Reading time: ca. minutes
"I" has its function, its role in the game of society. It is polite. It puts up a non-threatening image while thinking to itself "ooh, nice boobs she has".
It is not necessary to kill or "transcend" the false authority of the poor little "me". It is enough to simply see that the dictator has no real power at all. And when you see that the "I" has no power and that life just goes its way, you realize your freedom.
One is free to just be as one is. Life moves freely. Always. And in this immense space of freedom, the space of life in and as this glorious universe, there is "me" mumbling things like "Ah fuck, it's raining again, I'm going to be late for work, why didn't I take a cab. I have to pee."
That's hilarious, isn't it. "I" is hilarious.
So freedom is not the freedom to do this or not do that because one doesn't care about the consequences. Freedom means that you don't have a personal choice, a choice you madeā¦. You just can't help doing or not doing something.
Life is moving. Life is free. You, as "I", is not. Well, actually, you as "I" is also free. You can't help but think she has nice breasts or complain that it's raining again. What to do.

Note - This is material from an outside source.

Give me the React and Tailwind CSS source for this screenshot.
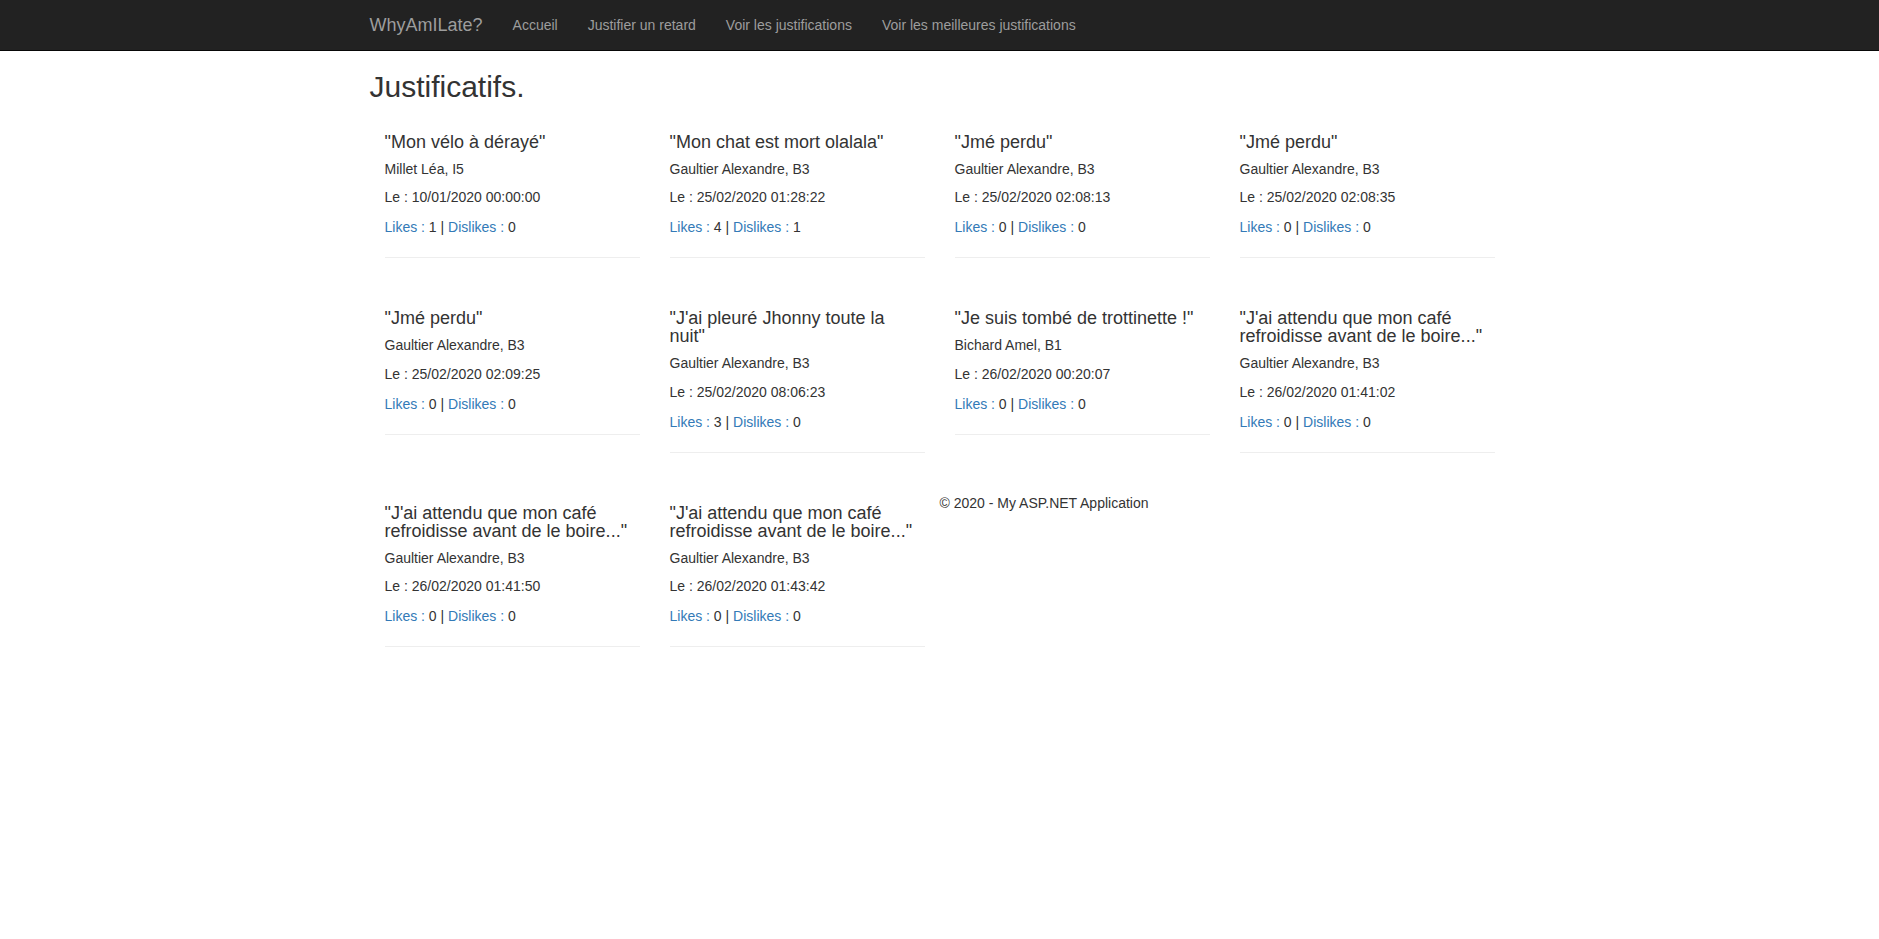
import React from 'react';

const justifs = [
  { title: 'Mon vélo à dérayé', author: 'Millet Léa, I5', date: '10/01/2020 00:00:00', likes: 1, dislikes: 0 },
  { title: 'Mon chat est mort olalala', author: 'Gaultier Alexandre, B3', date: '25/02/2020 01:28:22', likes: 4, dislikes: 1 },
  { title: 'Jmé perdu', author: 'Gaultier Alexandre, B3', date: '25/02/2020 02:08:13', likes: 0, dislikes: 0 },
  { title: 'Jmé perdu', author: 'Gaultier Alexandre, B3', date: '25/02/2020 02:08:35', likes: 0, dislikes: 0 },
  { title: 'Jmé perdu', author: 'Gaultier Alexandre, B3', date: '25/02/2020 02:09:25', likes: 0, dislikes: 0 },
  { title: "J'ai pleuré Jhonny toute la nuit", author: 'Gaultier Alexandre, B3', date: '25/02/2020 08:06:23', likes: 3, dislikes: 0 },
  { title: 'Je suis tombé de trottinette !', author: 'Bichard Amel, B1', date: '26/02/2020 00:20:07', likes: 0, dislikes: 0 },
  { title: "J'ai attendu que mon café refroidisse avant de le boire...", author: 'Gaultier Alexandre, B3', date: '26/02/2020 01:41:02', likes: 0, dislikes: 0 },
  { title: "J'ai attendu que mon café refroidisse avant de le boire...", author: 'Gaultier Alexandre, B3', date: '26/02/2020 01:41:50', likes: 0, dislikes: 0 },
  { title: "J'ai attendu que mon café refroidisse avant de le boire...", author: 'Gaultier Alexandre, B3', date: '26/02/2020 01:43:42', likes: 0, dislikes: 0 },
];

const navLinks = ['Accueil', 'Justifier un retard', 'Voir les justifications', 'Voir les meilleures justifications'];

function Card({ item }) {
  return (
    <div className="px-[15px] pt-[20px] pb-[30px]">
      <h4 className="pt-[1px] text-[18px] leading-[18px] mb-[11px]">"{item.title}"</h4>
      <h5 className="text-[14px] leading-[1.1] mb-[10px]">{item.author}</h5>
      <p className="leading-[20px] mb-[10px]">Le : {item.date}</p>
      <p className="leading-[20px]">
        <a href="#" className="text-[#337ab7]">Likes :</a> {item.likes} |{' '}
        <a href="#" className="text-[#337ab7]">Dislikes :</a> {item.dislikes}
      </p>
      <hr className="mt-[20px] border-t border-[#eee]" />
    </div>
  );
}

export default function App() {
  return (
    <div className="min-h-screen bg-white text-[14px] text-[#333] font-['Liberation_Sans',Arial,sans-serif]">
      {/* navbar */}
      <header className="h-[51px] bg-[#222] border-b border-[#080808]">
        <div className="w-[1170px] mx-auto px-[15px] flex items-start">
          <a href="#" className="-ml-[15px] px-[15px] py-[15px] text-[18px] leading-[20px] text-[#9d9d9d]">
            WhyAmILate?
          </a>
          <nav className="flex">
            {navLinks.map((l) => (
              <a key={l} href="#" className="px-[15px] py-[15px] leading-[20px] text-[#9d9d9d]">
                {l}
              </a>
            ))}
          </nav>
        </div>
      </header>

      {/* content */}
      <main className="w-[1170px] mx-auto px-[15px]">
        <h2 className="mt-[19px] mb-[9px] text-[30px] leading-[1.1] font-normal">Justificatifs.</h2>

        <div className="grid grid-cols-4 items-start">
          {justifs.map((j, i) => (
            <Card key={i} item={j} />
          ))}
          <footer className="pt-[10px]">
            <p className="leading-[20px]">© 2020 - My ASP.NET Application</p>
          </footer>
        </div>
      </main>
    </div>
  );
}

Even the psychopath, who indeed doesn't care about consequences for others, can't help it.
There is no freedom from circumstances. They evolve as they will - sometimes they get better and sometimes they don't - we have no control over them.
Robert Saltzman:
"As long as one focuses upon a myself who has a life and must manage it, one will obviously be living in a realm of ambitions, decisions, tactics, and apparent choices. There is nothing wrong with that view or with that way of living. It is one way of seeing, and no one ever chose to see things that way. If that is where you find yourself, do your best, I say, to make the best possible decisions, and to be comfortable with them.
But there is another level of being entirely different from that one. On that level, I do not have a life, I am life. I am an expression of aliveness, just as a tree or a fish is an expression of aliveness."

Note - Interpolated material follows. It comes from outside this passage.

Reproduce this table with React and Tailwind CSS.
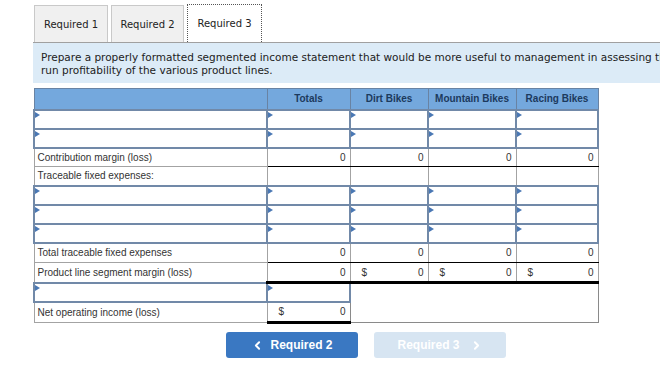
import { ChevronLeft, ChevronRight } from "lucide-react";

const tabs = [
  { label: "Required 1", w: "w-[74px]" },
  { label: "Required 2", w: "w-[73px]" },
  { label: "Required 3", w: "w-[75px]", active: true },
];

// small blue marker in the corner of every editable cell
const InputCell = () => (
  <td className="relative p-0 border-2 border-[#7189a8] bg-white">
    <span className="absolute left-0 top-[1px] h-0 w-0 border-y-[3px] border-y-transparent border-l-[5px] border-l-[#4a78b4]" />
  </td>
);

const InputRow = ({ dataCols = 4 }) => (
  <tr className="h-[19px]">
    <InputCell />
    {Array.from({ length: dataCols }).map((_, i) => (
      <InputCell key={i} />
    ))}
  </tr>
);

const Label = ({ children }) => (
  <td className="border border-[#a3a3a3] px-[3px] text-left text-[10px] text-[#333]">
    {children}
  </td>
);

const Num = ({ dollar, cls = "" }) => (
  <td className={"border-x border-[#a3a3a3] px-[4px] text-[10px] text-[#333] " + cls}>
    <div className="flex items-center justify-between">
      <span className="pl-[7px]">{dollar ? "$" : ""}</span>
      <span>0</span>
    </div>
  </td>
);

const App = () => {
  return (
    <div className="w-[660px] h-[374px] overflow-hidden bg-white">
      <div className="flex items-end gap-[3px] pl-[34px] pt-[4px] font-['DejaVu_Sans',Verdana,sans-serif] text-[10px] text-[#222]">
        {tabs.map((t) => (
          <div
            key={t.label}
            className={
              t.active
                ? `${t.w} h-[38px] flex items-center justify-center border border-b-0 border-dotted border-[#555] bg-white`
                : `${t.w} h-[37px] flex items-center justify-center border border-b-0 border-[#c9c9c9] bg-[#f0f0f0]`
            }
          >
            {t.label}
          </div>
        ))}
      </div>

      <div className="ml-[33px] w-[740px] h-[41px] border-t border-[#a0a0a0] bg-[#dcebf7] px-[8px] pt-[8px] whitespace-nowrap font-['DejaVu_Sans',Verdana,sans-serif] text-[10.5px] leading-[13px] text-[#222]">
        Prepare a properly formatted segmented income statement that would be more useful to management in assessing the long-
        <br />
        run profitability of the various product lines.
      </div>

      <table className="ml-[33px] mt-[5px] w-[564px] table-fixed border-collapse font-['Liberation_Sans',Arial,sans-serif] text-[10px]">
        <colgroup>
          <col className="w-[233px]" />
          <col className="w-[83px]" />
          <col className="w-[78px]" />
          <col className="w-[88px]" />
          <col className="w-[82px]" />
        </colgroup>
        <thead>
          <tr className="h-[21px] bg-[#74a8dd] text-[#1c3a5e] font-bold">
            <th className="border border-[#6983a3]"></th>
            <th className="border border-[#6983a3] text-center">Totals</th>
            <th className="border border-[#6983a3] text-center">Dirt Bikes</th>
            <th className="border border-[#6983a3] text-center">Mountain Bikes</th>
            <th className="border border-[#6983a3] text-center">Racing Bikes</th>
          </tr>
        </thead>
        <tbody>
          <InputRow />
          <InputRow />
          <tr className="h-[19px]">
            <Label>Contribution margin (loss)</Label>
            <Num cls="border-t border-t-black border-b border-b-black" />
            <Num cls="border-t border-t-black border-b border-b-black" />
            <Num cls="border-t border-t-black border-b border-b-black" />
            <Num cls="border-t border-t-black border-b border-b-black" />
          </tr>
          <tr className="h-[19px]">
            <Label>Traceable fixed expenses:</Label>
            <td className="border border-[#a3a3a3]"></td>
            <td className="border border-[#a3a3a3]"></td>
            <td className="border border-[#a3a3a3]"></td>
            <td className="border border-[#a3a3a3]"></td>
          </tr>
          <InputRow />
          <InputRow />
          <InputRow />
          <tr className="h-[20px]">
            <Label>Total traceable fixed expenses</Label>
            <Num cls="border-b border-b-black" />
            <Num cls="border-b border-b-black" />
            <Num cls="border-b border-b-black" />
            <Num cls="border-b border-b-black" />
          </tr>
          <tr className="h-[20px]">
            <Label>Product line segment margin (loss)</Label>
            <Num cls="border-b-[3px] border-b-black" />
            <Num dollar cls="border-b-[3px] border-b-black" />
            <Num dollar cls="border-b-[3px] border-b-black" />
            <Num dollar cls="border-b-[3px] border-b-black" />
          </tr>
          <tr className="h-[19px]">
            <InputCell />
            <InputCell />
            <td
              colSpan={3}
              rowSpan={2}
              className="border border-[#8a8a8a] border-t-[3px] border-t-black bg-white"
            ></td>
          </tr>
          <tr className="h-[21px]">
            <Label>Net operating income (loss)</Label>
            <Num dollar cls="border-b-[3px] border-b-black" />
          </tr>
        </tbody>
      </table>

      <div className="ml-[226px] mt-[8px] flex gap-[16px] font-['Liberation_Sans',Arial,sans-serif] text-[12px] font-bold text-white">
        <button className="flex h-[26px] w-[132px] items-center justify-center gap-[6px] rounded-[3px] bg-[#3a78c2]">
          <ChevronLeft size={13} strokeWidth={3.5} />
          <span>Required 2</span>
        </button>
        <button className="flex h-[26px] w-[132px] items-center justify-center gap-[10px] rounded-[3px] bg-[#d7e5f2]">
          <span>Required 3</span>
          <ChevronRight size={13} strokeWidth={3.5} />
        </button>
      </div>
    </div>
  );
};

export default App;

Robert Saltzman, The Ten Thousand Things
You are not responsible; no one is. But you do respond to the movements of life. In that you have no choice. And again: that is freedom.
Paradoxically, the opposite also works: taking absolute responsibility for everything that happens to you, because you are everything that happens.
"If you can accept your fate so deeply that you come to embrace it. If you can embrace your fate so deeply that you come to love it. If you can love your fate so deeply that you become one with it. That is freedom. Freedom is total accountability."
Shiv Sengupta, Facebook, 20-06-2023
No escape.
Robert Saltzman writes this on Substack, 19-06-2023:
"When one is not looking for any escape at all, but finds oneself participating in whatever thoughts, feelings, perceptions, etc. make up the constituents of THIS very moment, without any hope that things will get 'better', including that one will 'eventually' be 'enlightened', then one is IN the moment, and it is only IN the moment that anything true, anything real, anything that is not escapism and fantasy, will be found.
So whereas most of the 'teaching' points elsewhere, points, I mean, to an improved condition that you will attain by following the teaching, I point only to what you are right now in this moment. The one who is reading these words is IT, and there is no other.
Q: This is so painfully true.
A: Or perhaps just true.
Q: Probably yes. For me, it seems rather painful. That's why I spend every waking moment escaping it. Perhaps part of the escaping is just a bad habit though, and then it appears to be painful to come back to what is.
A: Yes. We humans do seek escape from pain, both physical and emotional. Some of us come to see that pain will always be, but not necessarily the pain OF pain. The pain OF pain is the pain of trying to escape what cannot be escaped."